Secara teknis, permainan terburu-buru dapat diartikan sebagai kurangnya set-up strategy dalam pola permainan. Rian Ardianto dalam keterangannya mengakui bahwa mereka terlalu cepat menyerang tanpa membangun struktur permainan yang matang. “Ke depannya kami harus lebih sabar lagi dan tidak terburu-buru saat menyelesaikan serangan dan bermain lebih aman lagi,” ucap Rian.
Pernyataan ini mengarah pada pentingnya manajemen tempo dalam ganda putra, yang menuntut sinergi antara agresivitas dan pengendalian ritme. Pasangan Korea Selatan dikenal dengan pertahanan solid dan transisi cepat ke serangan balik, sehingga kesalahan strategi dari lawan dapat dengan mudah dieksploitasi menjadi poin.
Fajar/Rian membawa motivasi tinggi untuk menciptakan “All Indonesian Final”, menyusul keberhasilan pasangan Sabar Karyaman Gutama/Moh Reza Pahlevi Isfahani yang lebih dahulu melaju ke final. Namun, dorongan ini justru bisa berbalik menjadi tekanan internal. Dalam kerangka goal orientation theory, motivasi berlebihan untuk mencapai target prestasi tanpa mengelola proses kompetisi dapat menyebabkan tekanan performatif, sebagaimana terlihat dalam pertandingan ini.

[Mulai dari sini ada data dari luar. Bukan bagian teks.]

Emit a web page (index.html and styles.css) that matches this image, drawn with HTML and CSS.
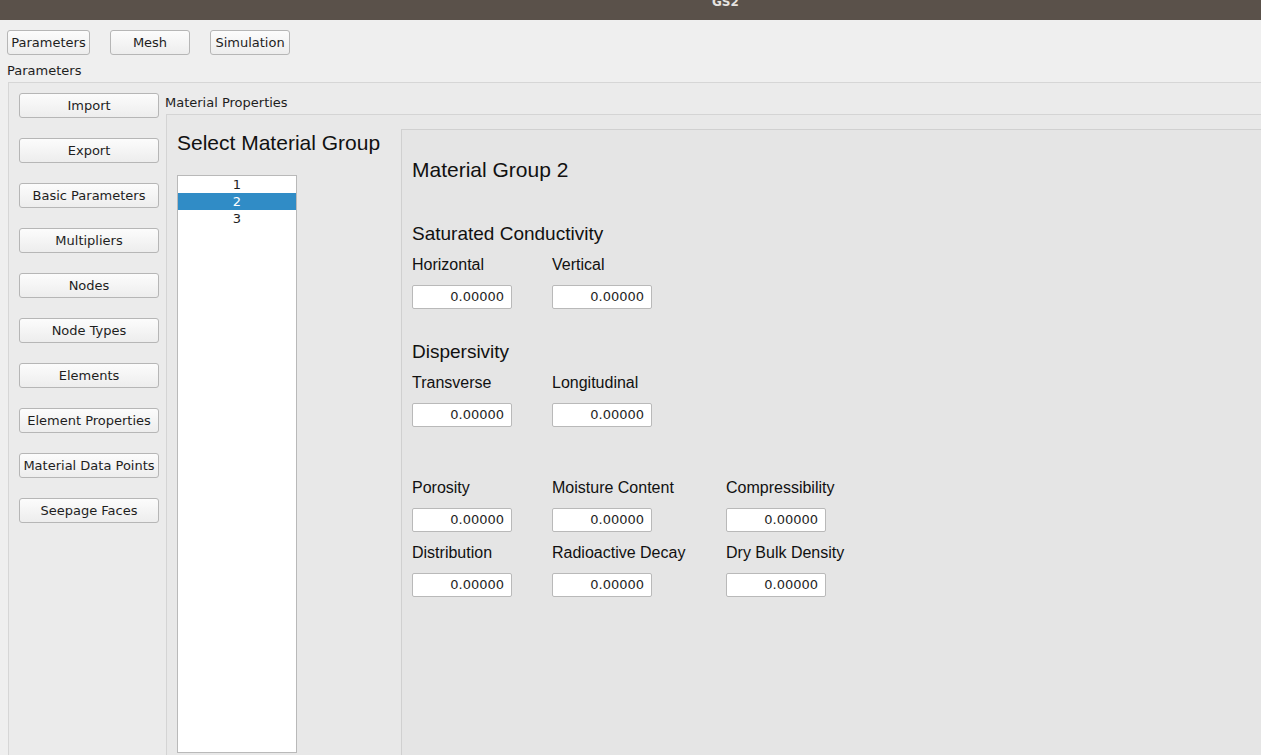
FILE: index.html
```html
<!DOCTYPE html>
<html>
<head>
<meta charset="utf-8">
<link rel="stylesheet" href="styles.css">
</head>
<body>
<div class="titlebar"><div class="title">GS2</div></div>
<div class="topbar">
  <button class="btn tb-params">Parameters</button>
  <button class="btn tb-mesh">Mesh</button>
  <button class="btn tb-sim">Simulation</button>
</div>
<div class="page-label">Parameters</div>
<div class="outer">
  <div class="side">
    <button class="btn side-btn">Import</button>
    <button class="btn side-btn">Export</button>
    <button class="btn side-btn">Basic Parameters</button>
    <button class="btn side-btn">Multipliers</button>
    <button class="btn side-btn">Nodes</button>
    <button class="btn side-btn">Node Types</button>
    <button class="btn side-btn">Elements</button>
    <button class="btn side-btn">Element Properties</button>
    <button class="btn side-btn">Material Data Points</button>
    <button class="btn side-btn">Seepage Faces</button>
  </div>
  <div class="main">
    <div class="group-label">Material Properties</div>
    <div class="inner">
      <div class="select-col">
        <div class="h-group">Select Material Group</div>
        <div class="list">
          <div class="row">1</div>
          <div class="row sel">2</div>
          <div class="row">3</div>
        </div>
      </div>
      <div class="panel">
        <div class="h-group">Material Group 2</div>
        <div class="h-section first">Saturated Conductivity</div>
        <div class="fields">
          <div class="field"><div class="flabel">Horizontal</div><div class="input">0.00000</div></div>
          <div class="field"><div class="flabel">Vertical</div><div class="input">0.00000</div></div>
        </div>
        <div class="h-section second">Dispersivity</div>
        <div class="fields">
          <div class="field"><div class="flabel">Transverse</div><div class="input">0.00000</div></div>
          <div class="field"><div class="flabel">Longitudinal</div><div class="input">0.00000</div></div>
        </div>
        <div class="fields misc">
          <div class="field"><div class="flabel">Porosity</div><div class="input">0.00000</div></div>
          <div class="field"><div class="flabel">Moisture Content</div><div class="input">0.00000</div></div>
          <div class="field"><div class="flabel">Compressibility</div><div class="input">0.00000</div></div>
          <div class="field"><div class="flabel">Distribution</div><div class="input">0.00000</div></div>
          <div class="field"><div class="flabel">Radioactive Decay</div><div class="input">0.00000</div></div>
          <div class="field"><div class="flabel">Dry Bulk Density</div><div class="input">0.00000</div></div>
        </div>
      </div>
    </div>
  </div>
</div>
</body>
</html>
```
FILE: styles.css
```css
html, body {
  margin: 0;
  padding: 0;
  height: 755px;
  overflow: hidden;
}
body {
  background: #efefef;
  font-family: "DejaVu Sans", sans-serif;
  font-size: 13px;
  color: #1e1e1e;
}
.titlebar {
  height: 20px;
  background: #5a514a;
  overflow: hidden;
  padding-left: 712px;
}
.title {
  margin-top: -5px;
  font-weight: bold;
  font-size: 12px;
  line-height: 14px;
  color: #e6e3e0;
}
.btn {
  box-sizing: border-box;
  height: 25px;
  border: 1px solid #b6b6b6;
  border-radius: 3px;
  background: linear-gradient(#fcfcfc, #ededed);
  font-family: "DejaVu Sans", sans-serif;
  font-size: 13px;
  color: #1e1e1e;
  padding: 0;
  margin: 0;
  text-align: center;
}
.topbar {
  display: flex;
  gap: 20px;
  padding: 10px 0 0 7px;
}
.tb-params { width: 83px; }
.tb-mesh { width: 80px; }
.tb-sim { width: 80px; }
.page-label {
  margin: 8px 0 0 7px;
  line-height: 16px;
}
.outer {
  margin: 3px 0 0 8px;
  border-top: 1px solid #d6d6d6;
  border-left: 1px solid #d6d6d6;
  background: #ebebeb;
  padding: 10px 0 0 10px;
  height: 662px;
  display: flex;
}
.side {
  width: 140px;
  flex: none;
  display: flex;
  flex-direction: column;
  gap: 20px;
  margin-right: 6px;
}
.side-btn { width: 140px; }
.main {
  flex: 1;
  display: flex;
  flex-direction: column;
  min-height: 0;
}
.group-label {
  line-height: 16px;
  margin-top: 2px;
}
.inner {
  margin-top: 3px;
  margin-left: 1px;
  border-top: 1px solid #d4d4d4;
  border-left: 1px solid #d4d4d4;
  background: #e8e8e8;
  padding-left: 10px;
  flex: 1;
  display: flex;
  min-height: 0;
}
.select-col {
  width: 224px;
  flex: none;
  padding-top: 16px;
}
.h-group {
  font-family: "Liberation Sans", Arial, sans-serif;
  font-size: 21px;
  line-height: 24px;
  color: #111;
}
.list {
  margin-top: 20px;
  width: 120px;
  height: 578px;
  box-sizing: border-box;
  border: 1px solid #b9b9b9;
  background: #fff;
}
.row {
  height: 17px;
  line-height: 17px;
  text-align: center;
  color: #1e1e1e;
}
.row.sel {
  background: #308cc6;
  color: #fff;
}
.panel {
  flex: 1;
  margin-top: 14px;
  border-top: 1px solid #d0d0d0;
  border-left: 1px solid #d0d0d0;
  background: #e5e5e5;
  padding: 28px 0 0 10px;
}
.h-section {
  font-family: "Liberation Sans", Arial, sans-serif;
  font-size: 19px;
  line-height: 22px;
  padding-top: 1px;
  color: #111;
}
.h-section.first { margin-top: 40px; }
.h-section.second { margin-top: 31px; }
.fields {
  margin-top: 9px;
  display: grid;
  grid-template-columns: 140px 174px 140px;
  row-gap: 10px;
}
.fields.misc { margin-top: 50px; }
.flabel {
  font-family: "Liberation Sans", Arial, sans-serif;
  font-size: 16px;
  line-height: 20px;
  padding-top: 1px;
  color: #111;
  white-space: nowrap;
}
.input {
  margin-top: 10px;
  box-sizing: border-box;
  width: 100px;
  height: 24px;
  border: 1px solid #b9b9b9;
  border-radius: 2px;
  background: #fff;
  text-align: right;
  padding-right: 7px;
  line-height: 22px;
  color: #1e1e1e;
}
```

Baca juga : Denpasar Anggarkan Rp3,5 Miliar untuk PKB 2025: Penguatan Identitas Kultural Lewat Partisipasi Komunal
“Kami sebenarnya sudah mengeluarkan permainan terbaik,” ungkap Fajar. Namun, dalam realitas kompetisi, “terbaik” secara teknis tidak selalu cukup bila tidak dibarengi dengan kontrol psikologis dan strategi responsif terhadap dinamika lawan.
Di tengah kekecewaan, Fajar/Rian menyatakan harapan besar kepada pasangan Sabar/Reza yang akan bertarung di partai final. Mereka menekankan pentingnya pengaturan pola serangan yang sabar dan taktis, mengingat lawan di final memiliki pertahanan yang solid. Ini menunjukkan bentuk solidaritas dan transfer pengalaman antar sesama atlet nasional, sebuah nilai penting dalam pembinaan olahraga prestasi.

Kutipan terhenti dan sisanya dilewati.